HARVARD — In late September, Worcester County Assistant District Attorney Patricia Smith informed School Committee Chairman Stuart Sklar that the committee was in fact in violation of the Massachusetts Open Meeting Law during the process of evaluating the school superintendent.
” it is the opinion of the district attorney’s office that the School Committee violated the Open Meeting Law by conducting the significant portion of the evaluation process of the superintendent through a private interview process that excluded the public,” Smith wrote in the letter. “Furthermore, with the exception of the final composite evaluation, it appears no written records were kept of the private interviews so as to avoid public scrutiny. It is the opinion of the district attorney’s office that these actions constitute a blatant violation of the Open Meeting Law.”
No further action will be taken by the district attorney’s office because the executive session minutes were released to the public. Going forward, the School Committee has been instructed to conduct the superintendent’s evaluation process “in open session to preserve the public’s interest in monitoring the full performance evaluation and deliberation.”
“I want to know why this (investigation) was not discussed on the eve of discussing the superintendent’s contract extension,” School Committee member Keith Cheveralls demanded. “It’s a matter of trust and disclosure. I want to quote something Willie (Wickman) gave to me when I joined the committee, ‘The chair is the slave to the committee; not its master.’ I’m serving on the committee. I expect the chair to inform the committee of any investigations.”
Sklar rebutted by stating that the correspondence between himself and Smith was an administrative action that he dealt with.
Virginia Justicz said the process was put into place to try and protect the anonymity of those involved with the evaluation process, since they are not public officials.
“I think, going forward, we need to re-evaluate that process,” she said.
Committee member Patty Wenger said that since her name was in the correspondence, she should have been informed of the investigation.
“I find it very odd that the School Committee couldn’t let me know about this,” she said. “I didn’t know there was an investigation and if you want the School Committee to work together, this is not the way to do it.”
Cheveralls added there had been three School Committee meetings between the first correspondence from Smith and when the issue was resolved.
“If this information had been given to the School Committee in their packet, it might have changed the discussion (of the superintendent’s contract extension),” he said. “It’s not the chair’s responsibility to make those decisions.”
Sklar told Cheveralls he didn’t feel the situation would have changed Cheveralls’ mind because he was against the extension to begin with.
“Here’s the thing, Keith,” Sklar said. “I serve the committee.
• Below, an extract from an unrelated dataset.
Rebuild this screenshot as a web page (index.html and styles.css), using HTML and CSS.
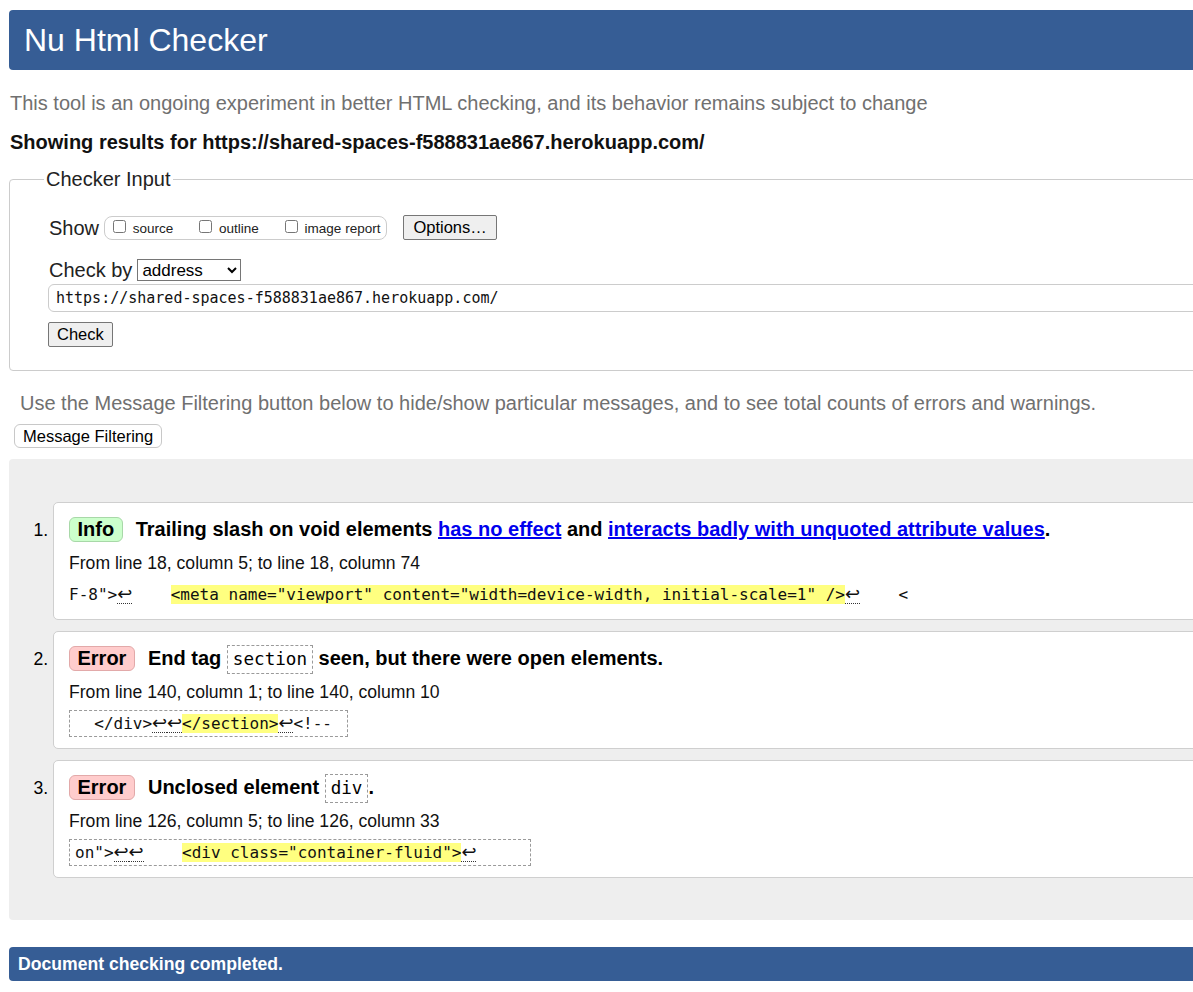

If you feel I don’t do that, remove me.”
Cheveralls asked Sklar if that statement was a motion, to which Sklar replied, “I don’t put forward motions.”
Cheveralls said the investigation from the district attorney’s office is not a routine one and feels the committee has taken a step backward.
“I feel let down here,” he said. “After working together for the past six months I feel this was uncalled for.”
Wickman disagreed with her colleague and said she supports Sklar as chairman.
Cheveralls suggested they have someone from the district attorney’s office come to Harvard and conduct a seminar for all town boards on Open Meeting Laws.
Sklar said in speaking to the school department’s legal counsel, he believes the Open Meeting Law varies from county to county.
“We should have state guidelines, not county for county,” he said.
The Open Meeting Law itself does in fact include all governmental entities at the state, county and local levels. It is up to the district attorney to enforce the law.